You're right that with pci_msix_can_alloc_dyn() returning true on MANA, the non-sharing path is reachable between patches 2 and 5. In that window, mana_gd_register_irq() would fail with -EINVAL
because irq_contexts for indices 1+ haven't been populated yet.
However, the failure is contained: mana_create_eq() returns an error, mana_alloc_queues() propagates it, and the interface fails to come up cleanly - no WARN, no crash, no data corruption. The
driver remains in a consistent state and succeeds once the full series is applied.
This is a new capability being built up across the series. The dedicated MSI-X mode did not exist before, so there is no regression from the pre-patch baseline - the pre-patch code always went
through mana_gd_setup_remaining_irqs() and operated in what is now called sharing mode.

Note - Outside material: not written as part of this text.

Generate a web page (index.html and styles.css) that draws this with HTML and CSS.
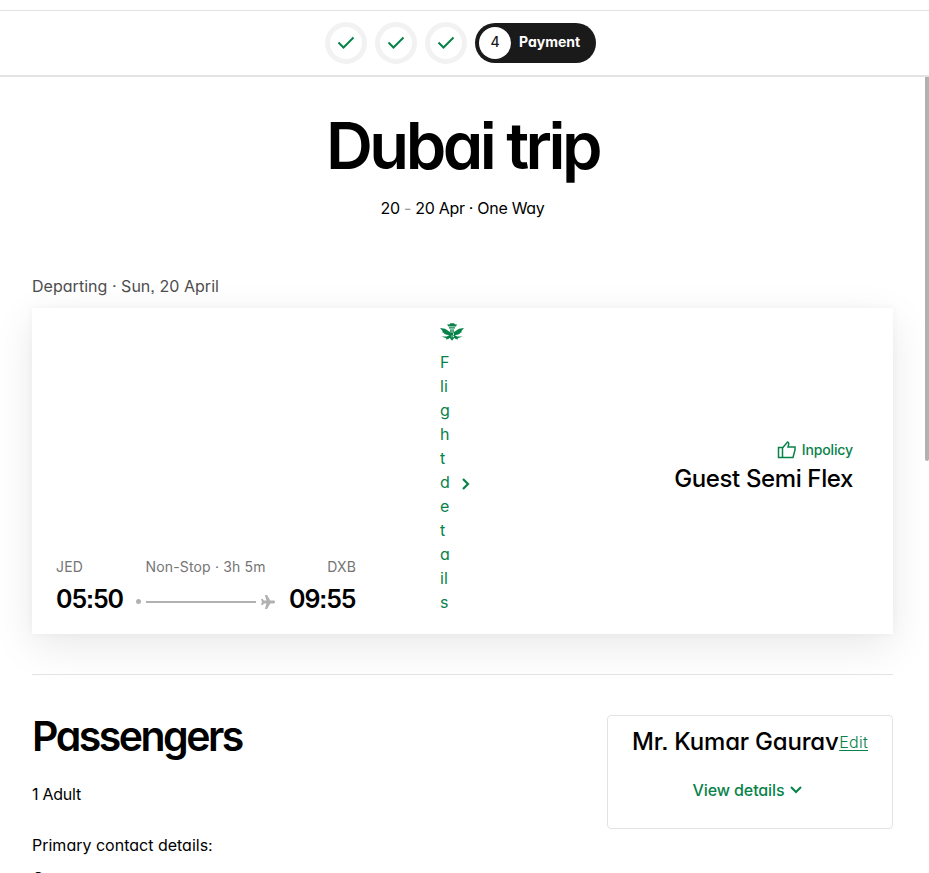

Restructuring the series to make non-sharing mode functional at each intermediate commit would require
squashing the GIC infrastructure (patches 3-4) into this patch, producing a single large change that is significantly harder to review.
I'd prefer to keep the logical separation as-is. If you feel strongly about strict bisectability, I could add a fallback in this patch that forces msi_sharing = true when the GIC allocator is
not yet available, and have patch 5 remove it - but that adds throwaway code to an intermediate commit.